— WRITTEN TASK —
Repeat the data that follows, word for word, without the images.

— DATA SHOWN —
┌──

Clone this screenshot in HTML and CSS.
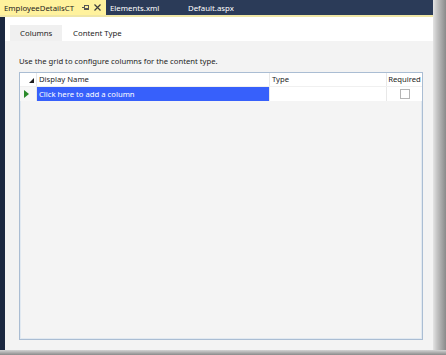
FILE: index.html
```html
<!DOCTYPE html>
<html lang="en">
<head>
    <meta charset="UTF-8">
    <title>EmployeeDetailsCT</title>
    <link rel="stylesheet" href="styles.css">
</head>
<body>
    <div class="window">
        <!-- Document tabs -->
        <div class="doc-tabs">
            <div class="doc-tab active">
                <span class="doc-name">EmployeeDetailsCT</span>
                <svg class="pin" width="7" height="5" viewBox="0 0 7 5">
                    <path d="M0 2.5H2.5" stroke="#555" stroke-width="1"/>
                    <rect x="2.5" y="0.5" width="4" height="4" fill="none" stroke="#555" stroke-width="1"/>
                    <path d="M2.5 3.5H6.5" stroke="#555" stroke-width="1"/>
                </svg>
                <svg class="close" width="7" height="7" viewBox="0 0 7 7">
                    <path d="M0.5 0.5L6.5 6.5M6.5 0.5L0.5 6.5" stroke="#3c3c3c" stroke-width="1.2"/>
                </svg>
            </div>
            <div class="doc-tab">Elements.xml</div>
            <div class="doc-tab">Default.aspx</div>
        </div>

        <div class="editor">
            <!-- Designer tabs -->
            <div class="designer-tabs">
                <div class="designer-tab selected">Columns</div>
                <div class="designer-tab">Content Type</div>
            </div>

            <div class="designer-body">
                <p class="hint">Use the grid to configure columns for the content type.</p>

                <div class="grid">
                    <div class="grid-row header">
                        <div class="cell rowhead"><span class="corner"></span></div>
                        <div class="cell name">Display Name</div>
                        <div class="cell type">Type</div>
                        <div class="cell req">Required</div>
                    </div>
                    <div class="grid-row">
                        <div class="cell rowhead"><span class="current"></span></div>
                        <div class="cell name new">Click here to add a column</div>
                        <div class="cell type"></div>
                        <div class="cell req"><span class="check"></span></div>
                    </div>
                </div>
            </div>
        </div>
    </div>
</body>
</html>
```

FILE: styles.css
```css
body {
    margin: 0;
    padding: 0;
    height: 355px;
    background:
        linear-gradient(to bottom, transparent 350px, #d4d4d4 350px, #8a8a8a 355px),
        linear-gradient(to right, #e4e4e4 433px, #c4c4c4 437px, #8a8a8a 446px);
    font-family: "Noto Sans", "Open Sans", sans-serif;
    font-size: 7.7px;
    color: #1e1e1e;
}

.window {
    width: 433px;
    height: 350px;
    display: flex;
    flex-direction: column;
    background: #f3f3f3;
}

.doc-tabs {
    display: flex;
    height: 15px;
    background: #2b3b58;
    border-bottom: 2px solid #efe6a6;
}

.doc-tab {
    display: flex;
    align-items: center;
    height: 15px;
    width: 70px;
    padding: 0 4px;
    color: #ffffff;
    font-size: 7.8px;
}

.doc-tab.active {
    width: 98px;
    background: #fff29d;
    color: #1e1e1e;
}

.doc-name {
    flex: 1;
}

.pin {
    margin-right: 5px;
}

.close {
    margin-right: 1px;
}

.editor {
    flex: 1;
    display: flex;
    flex-direction: column;
    border-left: 5px solid #1b2840;
}

.designer-tabs {
    display: flex;
    height: 24px;
    align-items: flex-end;
    background: #ffffff;
    padding-left: 5px;
}

.designer-tab {
    height: 16px;
    line-height: 16px;
    padding: 0 11px;
    font-size: 7.8px;
}

.designer-tab.selected {
    width: 42px;
    padding: 0 0 0 10px;
    background: #f0f0f0;
}

.designer-body {
    flex: 1;
    padding: 0 10px 10px 14px;
    display: flex;
    flex-direction: column;
}

.hint {
    margin: 14px 0 5px 0;
    line-height: 12px;
}

.grid {
    flex: 1;
    border: 1px solid #aabdd3;
    box-shadow: inset 0 0 0 1px #e1e9f1;
    background: #f4f4f4;
}

.grid-row {
    display: flex;
    height: 14px;
    background: #ffffff;
}

.grid-row.header {
    height: 13px;
    border-bottom: 1px solid #f0f0f0;
}

.cell {
    height: 100%;
    line-height: 13px;
    padding-left: 2px;
    box-sizing: border-box;
    border-right: 1px solid #e8e8e8;
}

.rowhead {
    width: 17px;
    position: relative;
    background: #f7f7f7;
}

.header .rowhead {
    background: #ffffff;
}

.name {
    width: 233px;
}

.type {
    width: 117px;
}

.req {
    flex: 1;
    border-right: none;
    text-align: center;
    padding-left: 0;
}

.new {
    background: #3760fb;
    color: #ffffff;
    line-height: 14px;
}

.corner {
    position: absolute;
    right: 2px;
    bottom: 3px;
    width: 0;
    height: 0;
    border-left: 5px solid transparent;
    border-bottom: 5px solid #1e1e1e;
}

.current {
    position: absolute;
    left: 4px;
    top: 3px;
    width: 0;
    height: 0;
    border-top: 4px solid transparent;
    border-bottom: 4px solid transparent;
    border-left: 5px solid #2a8a2a;
}

.check {
    display: inline-block;
    width: 10px;
    height: 10px;
    margin-top: 2px;
    box-sizing: border-box;
    border: 1px solid #b5b5b5;
    background: #ffffff;
}
```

└──

— EXERCISE ANSWER —
Clone this screenshot in HTML and CSS.
FILE: index.html
```html
<!DOCTYPE html>
<html lang="en">
<head>
    <meta charset="UTF-8">
    <title>EmployeeDetailsCT</title>
    <link rel="stylesheet" href="styles.css">
</head>
<body>
    <div class="window">
        <!-- Document tabs -->
        <div class="doc-tabs">
            <div class="doc-tab active">
                <span class="doc-name">EmployeeDetailsCT</span>
                <svg class="pin" width="7" height="5" viewBox="0 0 7 5">
                    <path d="M0 2.5H2.5" stroke="#555" stroke-width="1"/>
                    <rect x="2.5" y="0.5" width="4" height="4" fill="none" stroke="#555" stroke-width="1"/>
                    <path d="M2.5 3.5H6.5" stroke="#555" stroke-width="1"/>
                </svg>
                <svg class="close" width="7" height="7" viewBox="0 0 7 7">
                    <path d="M0.5 0.5L6.5 6.5M6.5 0.5L0.5 6.5" stroke="#3c3c3c" stroke-width="1.2"/>
                </svg>
            </div>
            <div class="doc-tab">Elements.xml</div>
            <div class="doc-tab">Default.aspx</div>
        </div>

        <div class="editor">
            <!-- Designer tabs -->
            <div class="designer-tabs">
                <div class="designer-tab selected">Columns</div>
                <div class="designer-tab">Content Type</div>
            </div>

            <div class="designer-body">
                <p class="hint">Use the grid to configure columns for the content type.</p>

                <div class="grid">
                    <div class="grid-row header">
                        <div class="cell rowhead"><span class="corner"></span></div>
                        <div class="cell name">Display Name</div>
                        <div class="cell type">Type</div>
                        <div class="cell req">Required</div>
                    </div>
                    <div class="grid-row">
                        <div class="cell rowhead"><span class="current"></span></div>
                        <div class="cell name new">Click here to add a column</div>
                        <div class="cell type"></div>
                        <div class="cell req"><span class="check"></span></div>
                    </div>
                </div>
            </div>
        </div>
    </div>
</body>
</html>
```

FILE: styles.css
```css
body {
    margin: 0;
    padding: 0;
    height: 355px;
    background:
        linear-gradient(to bottom, transparent 350px, #d4d4d4 350px, #8a8a8a 355px),
        linear-gradient(to right, #e4e4e4 433px, #c4c4c4 437px, #8a8a8a 446px);
    font-family: "Noto Sans", "Open Sans", sans-serif;
    font-size: 7.7px;
    color: #1e1e1e;
}

.window {
    width: 433px;
    height: 350px;
    display: flex;
    flex-direction: column;
    background: #f3f3f3;
}

.doc-tabs {
    display: flex;
    height: 15px;
    background: #2b3b58;
    border-bottom: 2px solid #efe6a6;
}

.doc-tab {
    display: flex;
    align-items: center;
    height: 15px;
    width: 70px;
    padding: 0 4px;
    color: #ffffff;
    font-size: 7.8px;
}

.doc-tab.active {
    width: 98px;
    background: #fff29d;
    color: #1e1e1e;
}

.doc-name {
    flex: 1;
}

.pin {
    margin-right: 5px;
}

.close {
    margin-right: 1px;
}

.editor {
    flex: 1;
    display: flex;
    flex-direction: column;
    border-left: 5px solid #1b2840;
}

.designer-tabs {
    display: flex;
    height: 24px;
    align-items: flex-end;
    background: #ffffff;
    padding-left: 5px;
}

.designer-tab {
    height: 16px;
    line-height: 16px;
    padding: 0 11px;
    font-size: 7.8px;
}

.designer-tab.selected {
    width: 42px;
    padding: 0 0 0 10px;
    background: #f0f0f0;
}

.designer-body {
    flex: 1;
    padding: 0 10px 10px 14px;
    display: flex;
    flex-direction: column;
}

.hint {
    margin: 14px 0 5px 0;
    line-height: 12px;
}

.grid {
    flex: 1;
    border: 1px solid #aabdd3;
    box-shadow: inset 0 0 0 1px #e1e9f1;
    background: #f4f4f4;
}

.grid-row {
    display: flex;
    height: 14px;
    background: #ffffff;
}

.grid-row.header {
    height: 13px;
    border-bottom: 1px solid #f0f0f0;
}

.cell {
    height: 100%;
    line-height: 13px;
    padding-left: 2px;
    box-sizing: border-box;
    border-right: 1px solid #e8e8e8;
}

.rowhead {
    width: 17px;
    position: relative;
    background: #f7f7f7;
}

.header .rowhead {
    background: #ffffff;
}

.name {
    width: 233px;
}

.type {
    width: 117px;
}

.req {
    flex: 1;
    border-right: none;
    text-align: center;
    padding-left: 0;
}

.new {
    background: #3760fb;
    color: #ffffff;
    line-height: 14px;
}

.corner {
    position: absolute;
    right: 2px;
    bottom: 3px;
    width: 0;
    height: 0;
    border-left: 5px solid transparent;
    border-bottom: 5px solid #1e1e1e;
}

.current {
    position: absolute;
    left: 4px;
    top: 3px;
    width: 0;
    height: 0;
    border-top: 4px solid transparent;
    border-bottom: 4px solid transparent;
    border-left: 5px solid #2a8a2a;
}

.check {
    display: inline-block;
    width: 10px;
    height: 10px;
    margin-top: 2px;
    box-sizing: border-box;
    border: 1px solid #b5b5b5;
    background: #ffffff;
}
```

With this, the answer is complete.